Connection to this news: The Grid of the Future Accelerator specifically targets the gap between renewable generation capacity (fast-growing) and grid infrastructure (lagging) — without resolving this, even fully financed renewable capacity additions cannot deliver reliable power, undermining the economic case for continued investment.
Key Facts & Data
- India's annual climate finance need for Net Zero 2070: ~$500 billion (against current ~$135 billion — a ~$365 billion/year gap).
- Cumulative investment need: ~$22.7 trillion through 2070.
- Residual financing gap even with strong domestic mobilisation: ~$6.5 trillion cumulative.
- India's NDC 2030 targets: 45% emissions intensity reduction (vs. 2005); 50% non-fossil installed capacity; 2.5-3 billion tonnes additional carbon sink.
- Net-zero target: 2070 (announced COP-26, Glasgow, 2021) — latest among major G20 economies.
- Non-fossil installed capacity needed by 2030: 500 GW (current: ~200 GW; ~300 GW addition needed in five years).

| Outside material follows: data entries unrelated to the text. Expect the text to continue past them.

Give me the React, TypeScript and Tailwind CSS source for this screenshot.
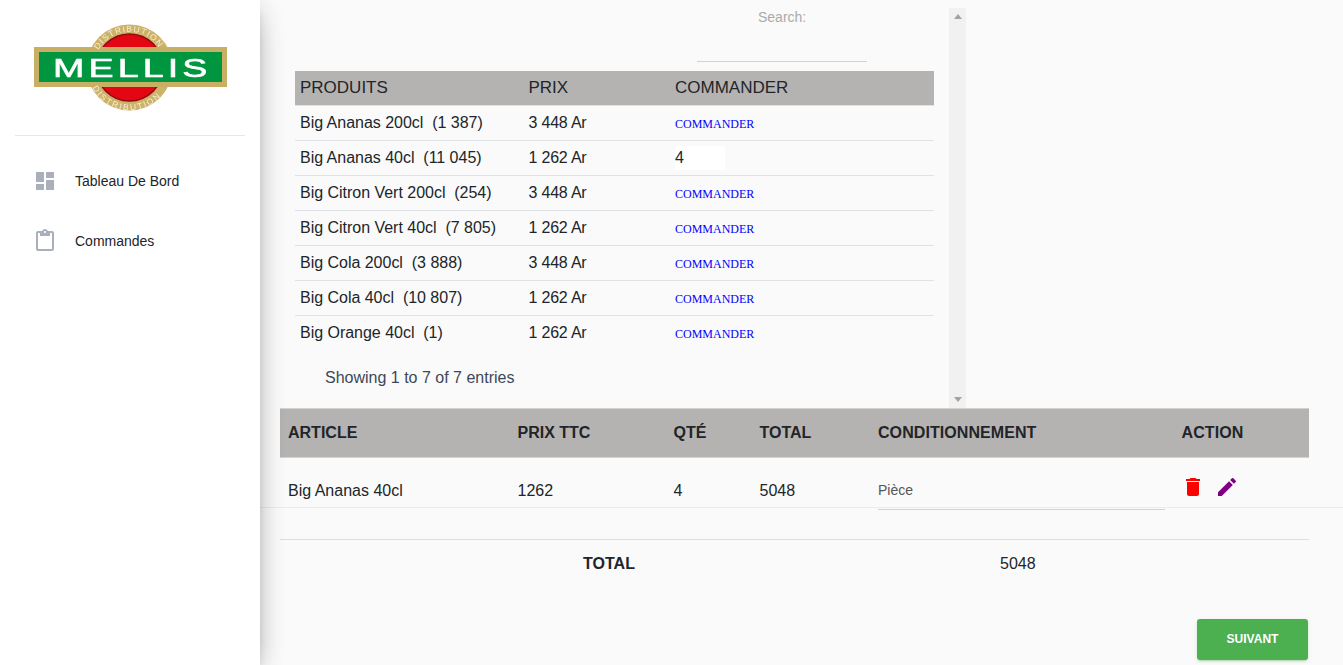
import { MdContentPaste, MdDashboard, MdDelete, MdEdit } from 'react-icons/md';

const PRODUCTS = [
  { name: 'Big Ananas 200cl', stock: '1 387', price: '3 448 Ar' },
  { name: 'Big Ananas 40cl', stock: '11 045', price: '1 262 Ar', qty: '4' },
  { name: 'Big Citron Vert 200cl', stock: '254', price: '3 448 Ar' },
  { name: 'Big Citron Vert 40cl', stock: '7 805', price: '1 262 Ar' },
  { name: 'Big Cola 200cl', stock: '3 888', price: '3 448 Ar' },
  { name: 'Big Cola 40cl', stock: '10 807', price: '1 262 Ar' },
  { name: 'Big Orange 40cl', stock: '1', price: '1 262 Ar' },
];

// Logo Mellis
function Logo() {
  return (
    <svg width="195" height="90" viewBox="0 0 195 90" className="blur-[0.4px]">
      <defs>
        <path id="arcTop" d="M 65.5 27 A 35.5 35.5 0 0 1 127.5 27" />
        <path id="arcBottom" d="M 58 62 A 42 42 0 0 0 135 62" />
      </defs>
      <circle cx="96.5" cy="44.5" r="43" fill="#cdb26a" />
      <circle cx="96.5" cy="44.5" r="33.5" fill="#e30613" />
      <circle cx="96.5" cy="44.5" r="33.5" fill="none" stroke="#8f0a10" strokeWidth="1.5" />
      <rect x="1" y="24" width="193" height="40" fill="#c9ae66" />
      <rect x="6" y="29" width="183" height="30" fill="#009640" />
      <text
        transform="translate(20 54) scale(1.42 1)"
        letterSpacing="2.9"
        fill="#fff"
        stroke="#fff"
        strokeWidth="0.6"
        fontSize="26.5"
        fontFamily="'Liberation Sans', sans-serif"
      >
        MELLIS
      </text>
      <text fill="#f5edd5" fontSize="8.5" fontFamily="'Liberation Sans', sans-serif">
        <textPath href="#arcTop" textLength="72">DISTRIBUTION</textPath>
      </text>
      <text fill="#f5edd5" fontSize="8.5" fontFamily="'Liberation Sans', sans-serif">
        <textPath href="#arcBottom" startOffset="3" textLength="80">DISTRIBUTION</textPath>
      </text>
    </svg>
  );
}

function Sidebar() {
  return (
    <aside className="relative z-10 w-[260px] h-full shrink-0 bg-white shadow-[0_10px_30px_-12px_rgba(0,0,0,0.42),0_4px_25px_0_rgba(0,0,0,0.12),0_8px_10px_-5px_rgba(0,0,0,0.2)]">
      <div className="mx-[15px] h-[136px] pt-[23px] pl-[18px] border-b border-[#e6e6e6]">
        <Logo />
      </div>
      <nav className="pt-[15px]">
        <div className="h-[60px] flex items-center pl-[33px] gap-[18px] text-sm text-[#212529]">
          <MdDashboard size={24} className="text-[#a9afbb]" />
          <span>Tableau De Bord</span>
        </div>
        <div className="h-[60px] flex items-center pl-[33px] gap-[18px] text-sm text-[#212529]">
          <MdContentPaste size={24} className="text-[#a9afbb]" />
          <span>Commandes</span>
        </div>
      </nav>
    </aside>
  );
}

function ProductsPanel() {
  return (
    <div className="ml-5 mt-2 w-[686px] h-[400px] flex">
      <div className="w-[669px] pl-[15px]">
        <div className="h-[63px] text-[14px] leading-[18px] text-[#aaaaaa]">
          <div className="pl-[463px]">Search:</div>
          <div className="ml-[402px] mt-[35px] w-[170px] border-b border-[#d2d2d2]" />
        </div>
        <div className="w-[639px]">
          <div className="flex items-center h-[35px] bg-[#b5b3b1] text-[17px] text-[#212529] border-b border-[#dee2e6]">
            <div className="w-[233.5px] pl-[5px]">PRODUITS</div>
            <div className="w-[146.5px]">PRIX</div>
            <div>COMMANDER</div>
          </div>
          {PRODUCTS.map((p, i) => (
            <div
              key={p.name}
              className={`flex items-center h-[35px] text-[#212529] border-b ${i < PRODUCTS.length - 1 ? 'border-[#dee2e6]' : 'border-transparent'}`}
            >
              <div className="w-[233.5px] pl-[5px] whitespace-pre tracking-[-0.02px]">{p.name}{'  '}({p.stock})</div>
              <div className="w-[146.5px] tracking-[-0.2px]">{p.price}</div>
              {p.qty ? (
                <div className="w-[50px] h-[24px] bg-white leading-[24px]">{p.qty}</div>
              ) : (
                <div className="pt-px text-xs text-[#0000ff] font-['Liberation_Serif',serif]">COMMANDER</div>
              )}
            </div>
          ))}
        </div>
        <div className="pl-[30px] pt-[15px] text-[#3c4858]">Showing 1 to 7 of 7 entries</div>
      </div>
      {/* barre de défilement */}
      <div className="w-[17px] h-full bg-[#f1f1f1] flex flex-col justify-between items-center py-[6px]">
        <div className="w-0 h-0 border-x-[4px] border-x-transparent border-b-[5px] border-b-[#a3a3a3]" />
        <div className="w-0 h-0 border-x-[4px] border-x-transparent border-t-[5px] border-t-[#a3a3a3]" />
      </div>
    </div>
  );
}

function CartTable() {
  return (
    <div>
      <div className="mx-5 w-[1029px] h-[50px] flex items-center bg-[#b5b3b1] font-bold text-[#212529] border-y border-[#d4d2d0]">
        <div className="w-[237.5px] pl-2">ARTICLE</div>
        <div className="w-[156px]">PRIX TTC</div>
        <div className="w-[86px]">QTÉ</div>
        <div className="w-[118.5px]">TOTAL</div>
        <div className="w-[303.5px] tracking-[0.07px]">CONDITIONNEMENT</div>
        <div className="tracking-[0.1px]">ACTION</div>
      </div>
      <div className="h-[50px] border-b border-[#ececec] pl-5">
        <div className="flex w-[1029px] h-[51px] text-[#212529]">
          <div className="w-[237.5px] pl-2 pt-[21px]">Big Ananas 40cl</div>
          <div className="w-[156px] pt-[21px]">1262</div>
          <div className="w-[86px] pt-[21px]">4</div>
          <div className="w-[118.5px] pt-[21px]">5048</div>
          <div className="w-[287px] h-[52px] pt-[22px] text-sm text-[#555555] border-b border-[#d2d2d2]">Pièce</div>
          <div className="flex pl-[16px] pt-[17px] gap-[10px] items-start">
            <MdDelete size={24} className="text-[#ff0000]" />
            <MdEdit size={24} className="text-[#800080]" />
          </div>
        </div>
      </div>
    </div>
  );
}

export default function App() {
  return (
    <div className="flex w-[1343px] h-[665px] overflow-hidden bg-[#fafafa] font-['Liberation_Sans',Arial,sans-serif]">
      <Sidebar />
      <main className="flex-1 min-w-0">
        <ProductsPanel />
        <CartTable />
        <div className="mx-5 w-[1029px] mt-[31px] border-t border-[#dddddd] h-[48px] flex items-center text-[#212529]">
          <div className="w-[355px] text-right font-bold tracking-[0.05px]">TOTAL</div>
          <div className="pl-[365px]">5048</div>
        </div>
        <div className="mx-5 w-[1029px] mt-[32px] flex justify-end">
          <button className="mr-px w-[111px] h-[41px] pb-px rounded-[3px] bg-[#4caf50] text-white text-xs font-bold uppercase shadow-[0_2px_2px_0_rgba(76,175,80,0.14),0_3px_1px_-2px_rgba(76,175,80,0.2),0_1px_5px_0_rgba(76,175,80,0.12)]">
            Suivant
          </button>
        </div>
      </main>
    </div>
  );
}
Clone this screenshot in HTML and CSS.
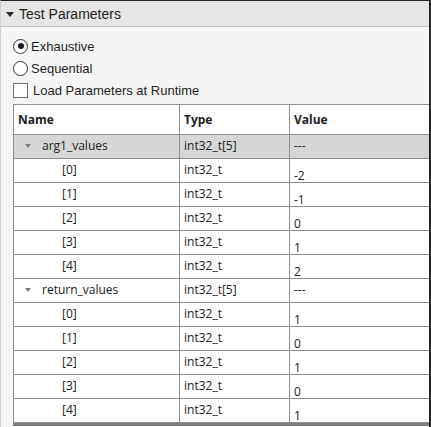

- COP-29 NCQG: $300 billion/year by 2035 for developing nations (vs. developing country demand of $1.3 trillion).
- Global Energy Alliance for People and Planet (GEAPP): International initiative backed by Bezos Earth Fund, Rockefeller Foundation, IKEA Foundation, and major governments.
- India Grid of the Future Accelerator: Targets grid modernisation, storage, and cross-border interconnection; to be replicated in other developing nations.
- India's BESS target: 50 GWh of grid-scale storage by 2030 (current: <5 GWh).
- Power Grid Corporation of India (PGCIL): Manages ~485,000 circuit km of transmission lines, 267 substations (220 kV+).
- Green Climate Fund (GCF): Primary multilateral climate finance mechanism under UNFCCC; insufficient relative to actual needs.